**Task directions**
It is required that the lines from the top of the listing through the line with "who has access.</p>" be reproduced exactly, excluding pictures.
-- Start of Supplied material --
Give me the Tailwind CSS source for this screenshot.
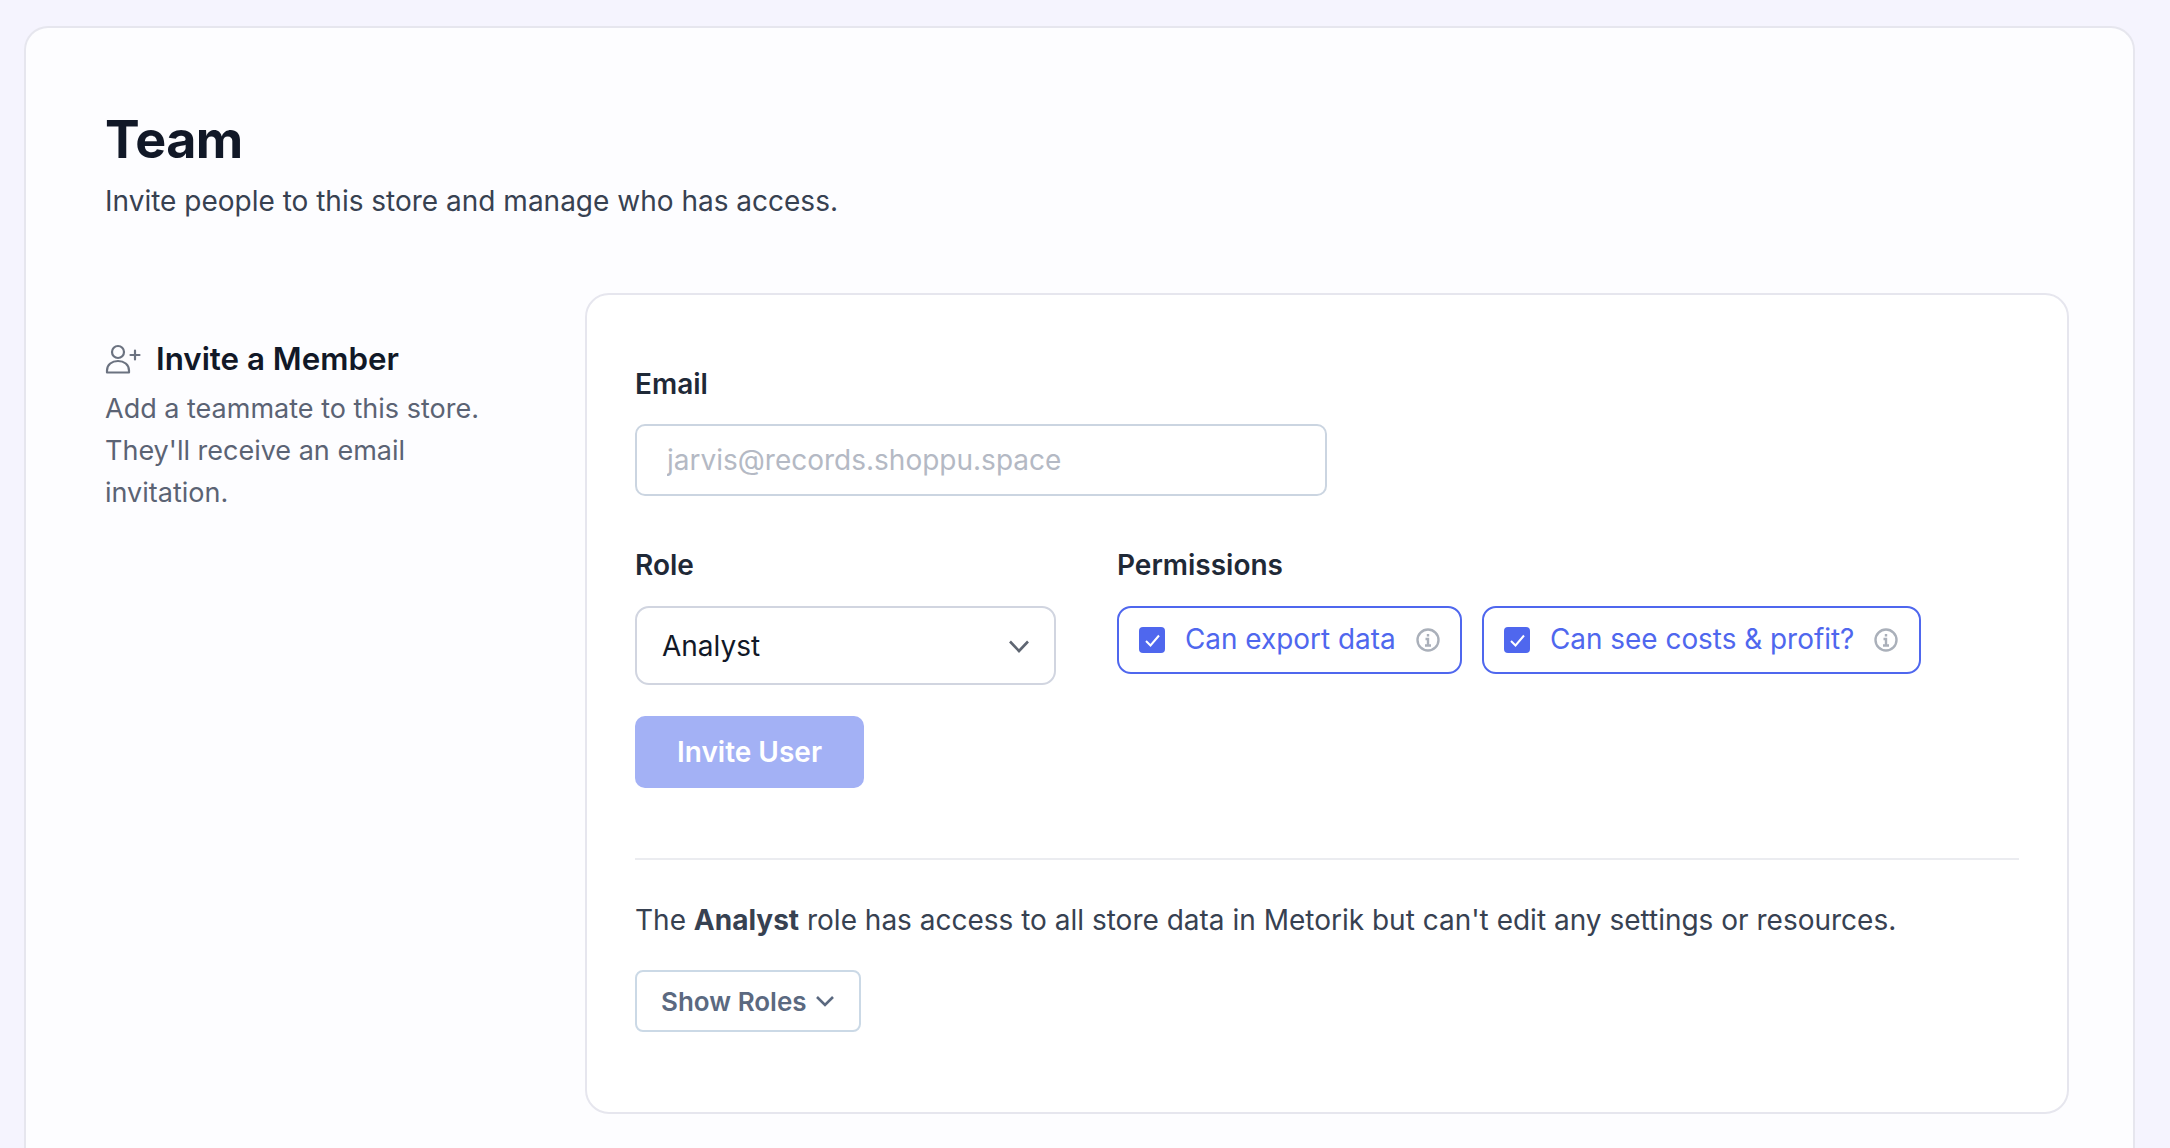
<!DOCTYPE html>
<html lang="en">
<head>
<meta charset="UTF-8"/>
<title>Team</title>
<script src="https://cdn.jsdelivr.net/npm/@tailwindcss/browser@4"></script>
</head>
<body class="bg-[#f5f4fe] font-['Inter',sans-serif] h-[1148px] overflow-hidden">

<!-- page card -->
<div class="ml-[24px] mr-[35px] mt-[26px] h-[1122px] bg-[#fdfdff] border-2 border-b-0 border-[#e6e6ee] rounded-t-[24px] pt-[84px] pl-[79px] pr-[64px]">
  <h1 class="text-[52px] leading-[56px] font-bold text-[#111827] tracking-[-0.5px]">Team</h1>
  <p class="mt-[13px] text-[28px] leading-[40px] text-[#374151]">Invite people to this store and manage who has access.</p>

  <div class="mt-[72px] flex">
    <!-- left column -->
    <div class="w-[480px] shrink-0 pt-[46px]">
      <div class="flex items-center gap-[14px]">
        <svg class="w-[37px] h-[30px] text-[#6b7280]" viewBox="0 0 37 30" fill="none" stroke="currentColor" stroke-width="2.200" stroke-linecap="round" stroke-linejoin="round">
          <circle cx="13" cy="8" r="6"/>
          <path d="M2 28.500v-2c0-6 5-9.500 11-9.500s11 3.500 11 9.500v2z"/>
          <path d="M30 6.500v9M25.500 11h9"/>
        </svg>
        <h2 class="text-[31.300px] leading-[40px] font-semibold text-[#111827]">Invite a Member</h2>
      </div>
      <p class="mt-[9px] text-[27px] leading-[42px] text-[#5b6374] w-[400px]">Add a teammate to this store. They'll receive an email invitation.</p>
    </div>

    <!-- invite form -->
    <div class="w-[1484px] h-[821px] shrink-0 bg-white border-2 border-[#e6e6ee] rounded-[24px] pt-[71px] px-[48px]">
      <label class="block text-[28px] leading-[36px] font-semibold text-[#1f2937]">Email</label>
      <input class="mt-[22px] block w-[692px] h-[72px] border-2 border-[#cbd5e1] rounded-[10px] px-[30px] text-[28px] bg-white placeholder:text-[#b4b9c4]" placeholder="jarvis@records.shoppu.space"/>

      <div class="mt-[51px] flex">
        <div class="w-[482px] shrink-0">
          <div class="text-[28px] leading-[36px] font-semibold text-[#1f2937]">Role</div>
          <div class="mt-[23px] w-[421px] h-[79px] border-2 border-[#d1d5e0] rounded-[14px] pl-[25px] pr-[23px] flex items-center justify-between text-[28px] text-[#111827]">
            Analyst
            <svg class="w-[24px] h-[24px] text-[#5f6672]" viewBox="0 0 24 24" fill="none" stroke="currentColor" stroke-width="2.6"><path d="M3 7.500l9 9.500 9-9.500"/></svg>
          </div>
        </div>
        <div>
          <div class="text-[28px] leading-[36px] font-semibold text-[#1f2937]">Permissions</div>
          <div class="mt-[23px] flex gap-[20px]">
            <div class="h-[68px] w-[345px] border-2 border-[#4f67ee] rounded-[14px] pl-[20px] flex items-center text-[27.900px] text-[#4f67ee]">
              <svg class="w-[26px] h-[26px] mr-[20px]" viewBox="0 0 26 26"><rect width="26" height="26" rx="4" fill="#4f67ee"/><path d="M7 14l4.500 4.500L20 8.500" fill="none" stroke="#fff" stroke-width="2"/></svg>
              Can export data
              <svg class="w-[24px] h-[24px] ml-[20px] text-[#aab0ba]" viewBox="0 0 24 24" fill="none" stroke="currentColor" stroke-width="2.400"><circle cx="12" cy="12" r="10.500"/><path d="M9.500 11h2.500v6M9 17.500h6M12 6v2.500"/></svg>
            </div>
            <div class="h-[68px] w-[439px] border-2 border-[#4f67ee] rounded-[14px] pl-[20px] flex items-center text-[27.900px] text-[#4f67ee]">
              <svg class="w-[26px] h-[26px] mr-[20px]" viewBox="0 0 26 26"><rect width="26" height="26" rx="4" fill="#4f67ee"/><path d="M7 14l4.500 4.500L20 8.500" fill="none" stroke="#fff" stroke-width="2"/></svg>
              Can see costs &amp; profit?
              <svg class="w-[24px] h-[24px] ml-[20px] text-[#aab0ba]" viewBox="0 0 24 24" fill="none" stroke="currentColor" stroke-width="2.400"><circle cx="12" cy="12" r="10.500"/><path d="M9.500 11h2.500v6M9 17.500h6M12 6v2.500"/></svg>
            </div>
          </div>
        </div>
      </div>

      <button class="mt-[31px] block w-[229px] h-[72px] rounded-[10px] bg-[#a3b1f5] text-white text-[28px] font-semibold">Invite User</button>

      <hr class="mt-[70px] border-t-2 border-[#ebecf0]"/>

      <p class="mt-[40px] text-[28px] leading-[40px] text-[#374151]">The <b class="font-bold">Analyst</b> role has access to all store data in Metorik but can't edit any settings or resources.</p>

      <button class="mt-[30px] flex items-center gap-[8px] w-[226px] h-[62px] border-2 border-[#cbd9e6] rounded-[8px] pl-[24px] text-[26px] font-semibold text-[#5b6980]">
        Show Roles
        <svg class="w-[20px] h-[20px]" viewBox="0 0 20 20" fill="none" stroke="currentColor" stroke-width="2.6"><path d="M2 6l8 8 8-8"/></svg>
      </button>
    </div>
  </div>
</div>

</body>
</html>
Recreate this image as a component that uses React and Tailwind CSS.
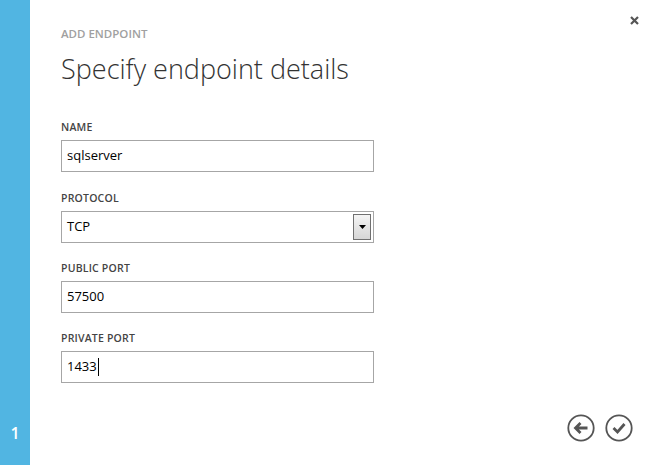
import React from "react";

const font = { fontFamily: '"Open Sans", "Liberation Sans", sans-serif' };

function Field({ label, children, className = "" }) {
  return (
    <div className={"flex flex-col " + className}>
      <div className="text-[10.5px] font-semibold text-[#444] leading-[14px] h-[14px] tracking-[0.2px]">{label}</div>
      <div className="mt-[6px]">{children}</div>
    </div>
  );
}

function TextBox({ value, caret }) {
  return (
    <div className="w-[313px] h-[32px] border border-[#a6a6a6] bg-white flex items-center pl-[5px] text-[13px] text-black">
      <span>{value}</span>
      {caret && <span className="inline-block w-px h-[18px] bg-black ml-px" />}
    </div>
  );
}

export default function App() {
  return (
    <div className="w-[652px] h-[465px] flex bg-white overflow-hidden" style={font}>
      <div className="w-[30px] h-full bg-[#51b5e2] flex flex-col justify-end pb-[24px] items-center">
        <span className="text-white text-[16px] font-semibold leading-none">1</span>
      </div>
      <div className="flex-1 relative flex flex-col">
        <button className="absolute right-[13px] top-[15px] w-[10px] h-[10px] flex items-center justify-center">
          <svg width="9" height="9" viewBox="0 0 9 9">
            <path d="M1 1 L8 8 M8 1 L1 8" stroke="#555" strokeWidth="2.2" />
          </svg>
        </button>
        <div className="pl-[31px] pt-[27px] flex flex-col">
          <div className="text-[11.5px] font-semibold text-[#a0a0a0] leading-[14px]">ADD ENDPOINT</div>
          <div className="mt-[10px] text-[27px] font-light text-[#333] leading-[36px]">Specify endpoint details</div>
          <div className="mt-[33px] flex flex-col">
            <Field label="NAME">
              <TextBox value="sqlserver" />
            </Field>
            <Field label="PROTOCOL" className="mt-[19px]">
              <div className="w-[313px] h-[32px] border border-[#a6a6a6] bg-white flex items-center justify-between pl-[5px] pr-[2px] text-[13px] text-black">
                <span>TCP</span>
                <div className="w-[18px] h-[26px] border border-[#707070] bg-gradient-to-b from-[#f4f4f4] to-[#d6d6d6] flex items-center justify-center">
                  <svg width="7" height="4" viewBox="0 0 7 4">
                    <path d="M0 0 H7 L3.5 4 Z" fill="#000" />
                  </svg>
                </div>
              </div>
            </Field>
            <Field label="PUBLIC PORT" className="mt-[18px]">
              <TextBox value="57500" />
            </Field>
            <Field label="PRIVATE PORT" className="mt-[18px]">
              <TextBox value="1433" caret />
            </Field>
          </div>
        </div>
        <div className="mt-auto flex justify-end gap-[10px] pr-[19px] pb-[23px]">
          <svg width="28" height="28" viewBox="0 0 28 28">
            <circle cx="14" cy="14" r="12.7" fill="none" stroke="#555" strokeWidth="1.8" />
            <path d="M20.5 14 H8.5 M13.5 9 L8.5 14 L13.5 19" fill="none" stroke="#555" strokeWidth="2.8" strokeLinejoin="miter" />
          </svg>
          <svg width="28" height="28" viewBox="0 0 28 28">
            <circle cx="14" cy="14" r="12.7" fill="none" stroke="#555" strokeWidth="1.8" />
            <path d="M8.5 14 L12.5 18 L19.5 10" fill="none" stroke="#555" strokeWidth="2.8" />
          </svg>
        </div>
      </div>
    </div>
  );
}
-- End of Supplied material --
**Worked answer**
Give me the Tailwind CSS source for this screenshot.
<!DOCTYPE html>
<html lang="en">
<head>
<meta charset="UTF-8"/>
<title>Team</title>
<script src="https://cdn.jsdelivr.net/npm/@tailwindcss/browser@4"></script>
</head>
<body class="bg-[#f5f4fe] font-['Inter',sans-serif] h-[1148px] overflow-hidden">

<!-- page card -->
<div class="ml-[24px] mr-[35px] mt-[26px] h-[1122px] bg-[#fdfdff] border-2 border-b-0 border-[#e6e6ee] rounded-t-[24px] pt-[84px] pl-[79px] pr-[64px]">
  <h1 class="text-[52px] leading-[56px] font-bold text-[#111827] tracking-[-0.5px]">Team</h1>
  <p class="mt-[13px] text-[28px] leading-[40px] text-[#374151]">Invite people to this store and manage who has access.</p>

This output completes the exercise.